## BEGIN

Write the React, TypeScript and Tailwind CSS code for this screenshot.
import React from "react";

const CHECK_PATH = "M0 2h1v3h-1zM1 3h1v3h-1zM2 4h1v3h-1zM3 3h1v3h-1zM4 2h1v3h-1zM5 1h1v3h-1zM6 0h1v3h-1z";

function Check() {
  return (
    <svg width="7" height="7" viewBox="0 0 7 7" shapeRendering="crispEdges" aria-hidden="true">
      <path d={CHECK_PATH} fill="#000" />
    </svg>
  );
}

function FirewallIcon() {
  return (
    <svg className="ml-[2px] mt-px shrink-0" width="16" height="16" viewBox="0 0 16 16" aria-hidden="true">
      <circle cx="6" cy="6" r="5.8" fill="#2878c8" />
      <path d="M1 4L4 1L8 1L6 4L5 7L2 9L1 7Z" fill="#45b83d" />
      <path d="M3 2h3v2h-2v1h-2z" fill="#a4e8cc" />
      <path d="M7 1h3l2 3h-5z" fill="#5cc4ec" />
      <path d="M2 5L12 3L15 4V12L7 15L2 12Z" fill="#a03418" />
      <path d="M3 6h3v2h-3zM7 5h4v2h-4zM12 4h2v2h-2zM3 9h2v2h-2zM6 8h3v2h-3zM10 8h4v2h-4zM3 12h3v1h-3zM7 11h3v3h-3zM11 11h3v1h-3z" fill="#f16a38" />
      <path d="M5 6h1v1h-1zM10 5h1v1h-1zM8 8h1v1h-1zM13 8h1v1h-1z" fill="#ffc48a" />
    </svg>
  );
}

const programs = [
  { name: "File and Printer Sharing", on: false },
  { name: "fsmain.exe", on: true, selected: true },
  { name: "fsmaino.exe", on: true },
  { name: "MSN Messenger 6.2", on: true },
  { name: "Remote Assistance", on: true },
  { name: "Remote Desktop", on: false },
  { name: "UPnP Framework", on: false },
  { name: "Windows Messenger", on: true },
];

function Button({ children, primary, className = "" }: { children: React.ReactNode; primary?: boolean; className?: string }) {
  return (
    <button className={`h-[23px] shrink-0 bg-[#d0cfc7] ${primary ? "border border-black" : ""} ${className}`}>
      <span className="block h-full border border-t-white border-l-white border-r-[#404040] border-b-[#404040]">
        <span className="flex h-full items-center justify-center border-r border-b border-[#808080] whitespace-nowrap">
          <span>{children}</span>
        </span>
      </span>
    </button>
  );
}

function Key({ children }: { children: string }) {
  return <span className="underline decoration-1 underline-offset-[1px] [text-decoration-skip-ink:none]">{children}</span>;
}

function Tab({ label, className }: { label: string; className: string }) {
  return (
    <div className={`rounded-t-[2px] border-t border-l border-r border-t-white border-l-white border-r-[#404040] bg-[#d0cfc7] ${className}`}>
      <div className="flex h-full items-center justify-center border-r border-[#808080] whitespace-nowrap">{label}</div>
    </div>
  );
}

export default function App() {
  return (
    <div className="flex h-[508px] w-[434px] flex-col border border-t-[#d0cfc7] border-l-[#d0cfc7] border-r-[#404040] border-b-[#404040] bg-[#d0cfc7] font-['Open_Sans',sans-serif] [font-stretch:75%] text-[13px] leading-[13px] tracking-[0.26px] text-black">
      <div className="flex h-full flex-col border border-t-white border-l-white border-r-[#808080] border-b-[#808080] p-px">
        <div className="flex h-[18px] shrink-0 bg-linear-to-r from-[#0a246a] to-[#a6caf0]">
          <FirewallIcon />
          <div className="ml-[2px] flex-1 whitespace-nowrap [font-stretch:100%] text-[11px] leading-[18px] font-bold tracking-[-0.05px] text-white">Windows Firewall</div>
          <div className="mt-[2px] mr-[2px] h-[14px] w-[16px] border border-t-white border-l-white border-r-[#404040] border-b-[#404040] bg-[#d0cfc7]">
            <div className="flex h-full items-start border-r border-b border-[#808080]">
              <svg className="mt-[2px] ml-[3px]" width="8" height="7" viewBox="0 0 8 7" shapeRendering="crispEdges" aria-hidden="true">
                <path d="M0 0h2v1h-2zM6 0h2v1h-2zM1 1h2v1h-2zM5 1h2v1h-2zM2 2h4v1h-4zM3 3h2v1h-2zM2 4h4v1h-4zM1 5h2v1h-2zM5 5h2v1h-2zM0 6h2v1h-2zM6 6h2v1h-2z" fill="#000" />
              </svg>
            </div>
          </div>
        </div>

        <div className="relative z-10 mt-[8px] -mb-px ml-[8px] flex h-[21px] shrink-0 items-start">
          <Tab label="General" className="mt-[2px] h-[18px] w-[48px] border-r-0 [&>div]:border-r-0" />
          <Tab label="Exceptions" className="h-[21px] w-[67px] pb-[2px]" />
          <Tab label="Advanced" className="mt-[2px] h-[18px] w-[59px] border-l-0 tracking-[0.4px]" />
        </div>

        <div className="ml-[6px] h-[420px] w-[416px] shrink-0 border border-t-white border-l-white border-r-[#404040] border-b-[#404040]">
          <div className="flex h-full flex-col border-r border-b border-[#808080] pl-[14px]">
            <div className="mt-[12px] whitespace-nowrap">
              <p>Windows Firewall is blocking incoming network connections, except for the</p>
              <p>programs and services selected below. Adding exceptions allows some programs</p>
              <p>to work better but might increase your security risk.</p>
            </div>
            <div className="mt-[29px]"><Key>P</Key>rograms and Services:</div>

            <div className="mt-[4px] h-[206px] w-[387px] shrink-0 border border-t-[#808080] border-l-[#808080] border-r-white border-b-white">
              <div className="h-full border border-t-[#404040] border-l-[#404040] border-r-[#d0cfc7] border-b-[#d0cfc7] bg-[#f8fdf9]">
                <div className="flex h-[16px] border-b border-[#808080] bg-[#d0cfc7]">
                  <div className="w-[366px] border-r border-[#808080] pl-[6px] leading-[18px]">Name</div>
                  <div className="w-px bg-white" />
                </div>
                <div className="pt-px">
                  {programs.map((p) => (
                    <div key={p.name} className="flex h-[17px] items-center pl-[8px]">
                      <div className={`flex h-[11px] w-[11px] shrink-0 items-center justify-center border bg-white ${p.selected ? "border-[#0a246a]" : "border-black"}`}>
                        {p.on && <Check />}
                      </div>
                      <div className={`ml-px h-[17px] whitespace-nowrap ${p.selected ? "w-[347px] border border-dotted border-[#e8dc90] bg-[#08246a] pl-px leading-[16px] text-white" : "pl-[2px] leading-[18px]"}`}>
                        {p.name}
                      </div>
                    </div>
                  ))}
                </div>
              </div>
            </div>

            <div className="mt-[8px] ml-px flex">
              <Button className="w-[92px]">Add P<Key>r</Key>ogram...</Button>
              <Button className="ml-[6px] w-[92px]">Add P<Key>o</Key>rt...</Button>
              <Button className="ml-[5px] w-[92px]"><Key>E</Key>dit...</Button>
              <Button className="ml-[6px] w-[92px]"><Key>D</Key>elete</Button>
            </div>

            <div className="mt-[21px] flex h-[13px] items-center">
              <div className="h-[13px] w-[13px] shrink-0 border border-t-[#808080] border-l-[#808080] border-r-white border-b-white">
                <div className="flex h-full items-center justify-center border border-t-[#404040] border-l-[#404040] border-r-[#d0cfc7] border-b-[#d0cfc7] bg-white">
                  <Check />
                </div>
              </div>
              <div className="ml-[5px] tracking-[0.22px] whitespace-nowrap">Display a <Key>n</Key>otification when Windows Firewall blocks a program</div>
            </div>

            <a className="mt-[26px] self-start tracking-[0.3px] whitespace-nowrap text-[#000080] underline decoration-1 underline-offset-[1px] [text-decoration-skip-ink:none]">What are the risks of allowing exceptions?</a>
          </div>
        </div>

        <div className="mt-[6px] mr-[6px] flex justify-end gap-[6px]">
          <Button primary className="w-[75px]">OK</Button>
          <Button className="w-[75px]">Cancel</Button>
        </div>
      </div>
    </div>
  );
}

## END

# [EXERCISE REQUIREMENTS]
Please reproduce each line exactly as written.

# [ANSWER TO THIS EXERCISE]
Write the React, TypeScript and Tailwind CSS code for this screenshot.
import React from "react";

const CHECK_PATH = "M0 2h1v3h-1zM1 3h1v3h-1zM2 4h1v3h-1zM3 3h1v3h-1zM4 2h1v3h-1zM5 1h1v3h-1zM6 0h1v3h-1z";

function Check() {
  return (
    <svg width="7" height="7" viewBox="0 0 7 7" shapeRendering="crispEdges" aria-hidden="true">
      <path d={CHECK_PATH} fill="#000" />
    </svg>
  );
}

function FirewallIcon() {
  return (
    <svg className="ml-[2px] mt-px shrink-0" width="16" height="16" viewBox="0 0 16 16" aria-hidden="true">
      <circle cx="6" cy="6" r="5.8" fill="#2878c8" />
      <path d="M1 4L4 1L8 1L6 4L5 7L2 9L1 7Z" fill="#45b83d" />
      <path d="M3 2h3v2h-2v1h-2z" fill="#a4e8cc" />
      <path d="M7 1h3l2 3h-5z" fill="#5cc4ec" />
      <path d="M2 5L12 3L15 4V12L7 15L2 12Z" fill="#a03418" />
      <path d="M3 6h3v2h-3zM7 5h4v2h-4zM12 4h2v2h-2zM3 9h2v2h-2zM6 8h3v2h-3zM10 8h4v2h-4zM3 12h3v1h-3zM7 11h3v3h-3zM11 11h3v1h-3z" fill="#f16a38" />
      <path d="M5 6h1v1h-1zM10 5h1v1h-1zM8 8h1v1h-1zM13 8h1v1h-1z" fill="#ffc48a" />
    </svg>
  );
}

const programs = [
  { name: "File and Printer Sharing", on: false },
  { name: "fsmain.exe", on: true, selected: true },
  { name: "fsmaino.exe", on: true },
  { name: "MSN Messenger 6.2", on: true },
  { name: "Remote Assistance", on: true },
  { name: "Remote Desktop", on: false },
  { name: "UPnP Framework", on: false },
  { name: "Windows Messenger", on: true },
];

function Button({ children, primary, className = "" }: { children: React.ReactNode; primary?: boolean; className?: string }) {
  return (
    <button className={`h-[23px] shrink-0 bg-[#d0cfc7] ${primary ? "border border-black" : ""} ${className}`}>
      <span className="block h-full border border-t-white border-l-white border-r-[#404040] border-b-[#404040]">
        <span className="flex h-full items-center justify-center border-r border-b border-[#808080] whitespace-nowrap">
          <span>{children}</span>
        </span>
      </span>
    </button>
  );
}

function Key({ children }: { children: string }) {
  return <span className="underline decoration-1 underline-offset-[1px] [text-decoration-skip-ink:none]">{children}</span>;
}

function Tab({ label, className }: { label: string; className: string }) {
  return (
    <div className={`rounded-t-[2px] border-t border-l border-r border-t-white border-l-white border-r-[#404040] bg-[#d0cfc7] ${className}`}>
      <div className="flex h-full items-center justify-center border-r border-[#808080] whitespace-nowrap">{label}</div>
    </div>
  );
}

export default function App() {
  return (
    <div className="flex h-[508px] w-[434px] flex-col border border-t-[#d0cfc7] border-l-[#d0cfc7] border-r-[#404040] border-b-[#404040] bg-[#d0cfc7] font-['Open_Sans',sans-serif] [font-stretch:75%] text-[13px] leading-[13px] tracking-[0.26px] text-black">
      <div className="flex h-full flex-col border border-t-white border-l-white border-r-[#808080] border-b-[#808080] p-px">
        <div className="flex h-[18px] shrink-0 bg-linear-to-r from-[#0a246a] to-[#a6caf0]">
          <FirewallIcon />
          <div className="ml-[2px] flex-1 whitespace-nowrap [font-stretch:100%] text-[11px] leading-[18px] font-bold tracking-[-0.05px] text-white">Windows Firewall</div>
          <div className="mt-[2px] mr-[2px] h-[14px] w-[16px] border border-t-white border-l-white border-r-[#404040] border-b-[#404040] bg-[#d0cfc7]">
            <div className="flex h-full items-start border-r border-b border-[#808080]">
              <svg className="mt-[2px] ml-[3px]" width="8" height="7" viewBox="0 0 8 7" shapeRendering="crispEdges" aria-hidden="true">
                <path d="M0 0h2v1h-2zM6 0h2v1h-2zM1 1h2v1h-2zM5 1h2v1h-2zM2 2h4v1h-4zM3 3h2v1h-2zM2 4h4v1h-4zM1 5h2v1h-2zM5 5h2v1h-2zM0 6h2v1h-2zM6 6h2v1h-2z" fill="#000" />
              </svg>
            </div>
          </div>
        </div>

        <div className="relative z-10 mt-[8px] -mb-px ml-[8px] flex h-[21px] shrink-0 items-start">
          <Tab label="General" className="mt-[2px] h-[18px] w-[48px] border-r-0 [&>div]:border-r-0" />
          <Tab label="Exceptions" className="h-[21px] w-[67px] pb-[2px]" />
          <Tab label="Advanced" className="mt-[2px] h-[18px] w-[59px] border-l-0 tracking-[0.4px]" />
        </div>

        <div className="ml-[6px] h-[420px] w-[416px] shrink-0 border border-t-white border-l-white border-r-[#404040] border-b-[#404040]">
          <div className="flex h-full flex-col border-r border-b border-[#808080] pl-[14px]">
            <div className="mt-[12px] whitespace-nowrap">
              <p>Windows Firewall is blocking incoming network connections, except for the</p>
              <p>programs and services selected below. Adding exceptions allows some programs</p>
              <p>to work better but might increase your security risk.</p>
            </div>
            <div className="mt-[29px]"><Key>P</Key>rograms and Services:</div>

            <div className="mt-[4px] h-[206px] w-[387px] shrink-0 border border-t-[#808080] border-l-[#808080] border-r-white border-b-white">
              <div className="h-full border border-t-[#404040] border-l-[#404040] border-r-[#d0cfc7] border-b-[#d0cfc7] bg-[#f8fdf9]">
                <div className="flex h-[16px] border-b border-[#808080] bg-[#d0cfc7]">
                  <div className="w-[366px] border-r border-[#808080] pl-[6px] leading-[18px]">Name</div>
                  <div className="w-px bg-white" />
                </div>
                <div className="pt-px">
                  {programs.map((p) => (
                    <div key={p.name} className="flex h-[17px] items-center pl-[8px]">
                      <div className={`flex h-[11px] w-[11px] shrink-0 items-center justify-center border bg-white ${p.selected ? "border-[#0a246a]" : "border-black"}`}>
                        {p.on && <Check />}
                      </div>
                      <div className={`ml-px h-[17px] whitespace-nowrap ${p.selected ? "w-[347px] border border-dotted border-[#e8dc90] bg-[#08246a] pl-px leading-[16px] text-white" : "pl-[2px] leading-[18px]"}`}>
                        {p.name}
                      </div>
                    </div>
                  ))}
                </div>
              </div>
            </div>

            <div className="mt-[8px] ml-px flex">
              <Button className="w-[92px]">Add P<Key>r</Key>ogram...</Button>
              <Button className="ml-[6px] w-[92px]">Add P<Key>o</Key>rt...</Button>
              <Button className="ml-[5px] w-[92px]"><Key>E</Key>dit...</Button>
              <Button className="ml-[6px] w-[92px]"><Key>D</Key>elete</Button>
            </div>

            <div className="mt-[21px] flex h-[13px] items-center">
              <div className="h-[13px] w-[13px] shrink-0 border border-t-[#808080] border-l-[#808080] border-r-white border-b-white">
                <div className="flex h-full items-center justify-center border border-t-[#404040] border-l-[#404040] border-r-[#d0cfc7] border-b-[#d0cfc7] bg-white">
                  <Check />
                </div>
              </div>
              <div className="ml-[5px] tracking-[0.22px] whitespace-nowrap">Display a <Key>n</Key>otification when Windows Firewall blocks a program</div>
            </div>

            <a className="mt-[26px] self-start tracking-[0.3px] whitespace-nowrap text-[#000080] underline decoration-1 underline-offset-[1px] [text-decoration-skip-ink:none]">What are the risks of allowing exceptions?</a>
          </div>
        </div>

        <div className="mt-[6px] mr-[6px] flex justify-end gap-[6px]">
          <Button primary className="w-[75px]">OK</Button>
          <Button className="w-[75px]">Cancel</Button>
        </div>
      </div>
    </div>
  );
}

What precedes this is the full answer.